Projector Reviews

Epson Home Cinema 8350 – Projector Screens & Competitors

Epson Home Cinema 8350 - Projector Screens

With improved blacks, the Home Cinema 8350, (compared to the older projectors) could conceivably have you choose a different screen than you would with the 8100, because of the improvement in blacks, but, the reality is, the change isn’t enough to be a real factor. For that reason, I offer the essentially the same recommendations as last year.

Epson Home Cinema 8350 Projector Screen Recommendations

Let’s start with screen size. For movie viewing, if you want the Home Cinema 8350 in its best image quality mode, you’ve got a bit shy of 500 lumens. That’s pretty comfortable on a 110″ diagonal screen, and should be acceptable through much of the lamp’s life. Few people actually have screens, it seems, small enough to maintain good brightness by a lamp nears the end of its life, and has lost about half its brightness.

Since the projector is roughly 3 times brighter in its brightest mode, with that 110″ screen (or smaller), you will have a whole pile of extra lumens for watching your sports and hdtv in general without making the room really dark.

With all that in mind, let’s also discuss screen surface in terms of black levels. If you are buying the 8350 instead of buying a projector that’s $700 – $1000 more, that is in your budget, but you just don’t care that much about the better black levels, then you are probably the person who will love a white surface, perhaps with modest gain like 1.1 to 1.4 gain. The Carada Brilliant White I use (gain 1.4) for my photo shoots, is an excellent example. Stewart has their legendary Studiotek 130, Da-lite, Elite, Draper, Vutec, etc. all have such screens. That’s definitely a good fit.

The Epson Ensemble HD system I have in my testing room has a matte white, 100 inch screen, and I have the older 1080UB projecting onto it.
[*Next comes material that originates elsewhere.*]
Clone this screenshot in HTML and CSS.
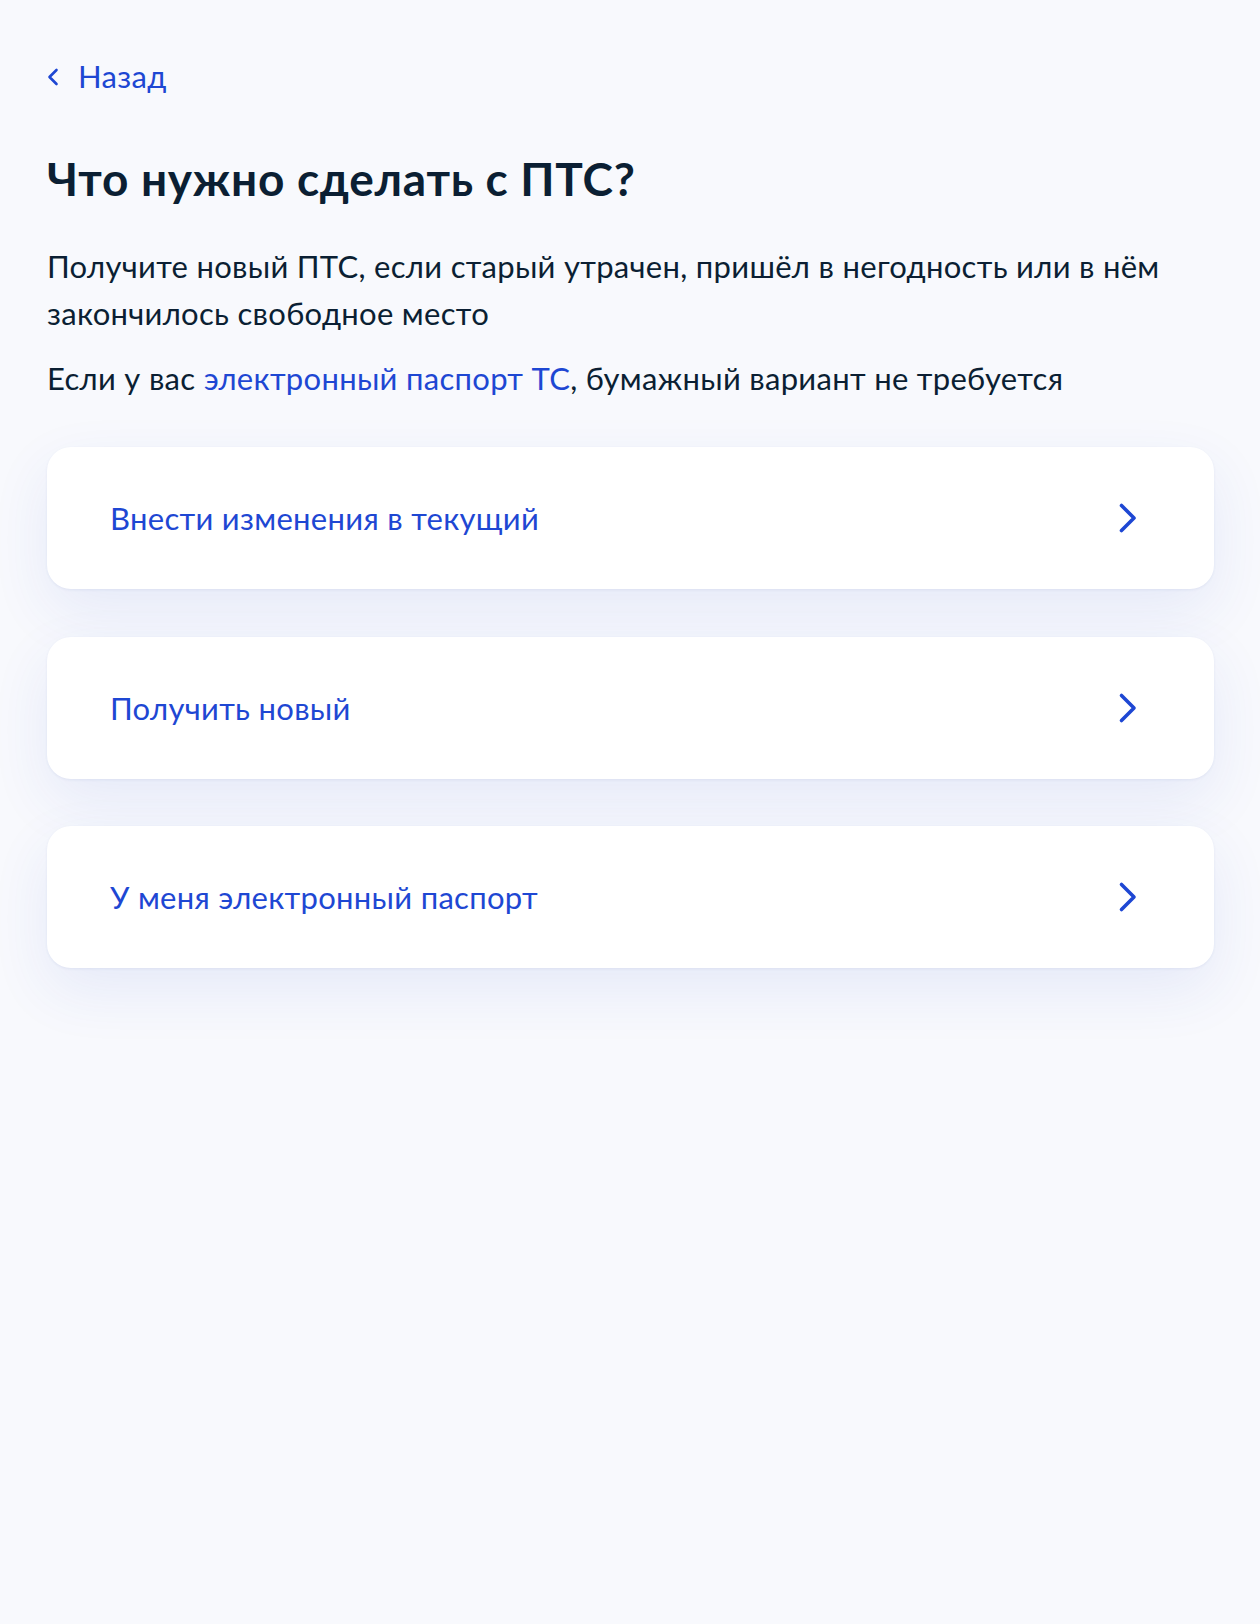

We’re talking a really nice and bright image in the brighter modes. Lots of pop. The 8350 will have that same pop and wow factor. The sports are just killer.

But, if movies are your thing, and you want to lower those blacks down, then as long as you don’t starve yourself for lumens, by all means, pick a high contrast gray surface. It will help with ambient light from the sides, and that can be important.

I would conjecture that if you really are thinking that HC gray screen as a match, but your budget could afford the more expensive 8700UB with its better blacks, then that would be my recommendation.

A couple of points worth considering:

First: In my testing room, when I fill the 106″ Carada Brilliant White with the Home Cinema 8350, it is a whole step up in brightness, compared to filling my larger (and darker) 128″ high contrast gray screen in the other room. The combination of the smaller screen and 1.4 claimed gain is impressively bright compared to viewing in the other room. It’s a much bigger difference, than toggling lamp power between high and low. So, if you’ve got the lighting control, then one decision is whether to trade more image punch for blacker blacks.

If any of you are using a masking screen that covers the letterbox area when you are viewing movies, you won’t see the otherwise very dark grays that distract, in the letter box area. That too is a real plus for a projector with good, but not superb, black level performance.

Epson Home Cinema 8350 - Competitors

ow does the Epson Home Cinema 8350 compare to other 1080p home theater projectors on the market? Since it is one of the first two “fall 2010” home theater projectors reviewed, almost all of the serious competition have yet to arrive for review.   You will find in the review itself, comments about the 8350 compared to the HC4000 Mitsubishi, the only other “new” competitor to arrive and be reviewed before the 8350.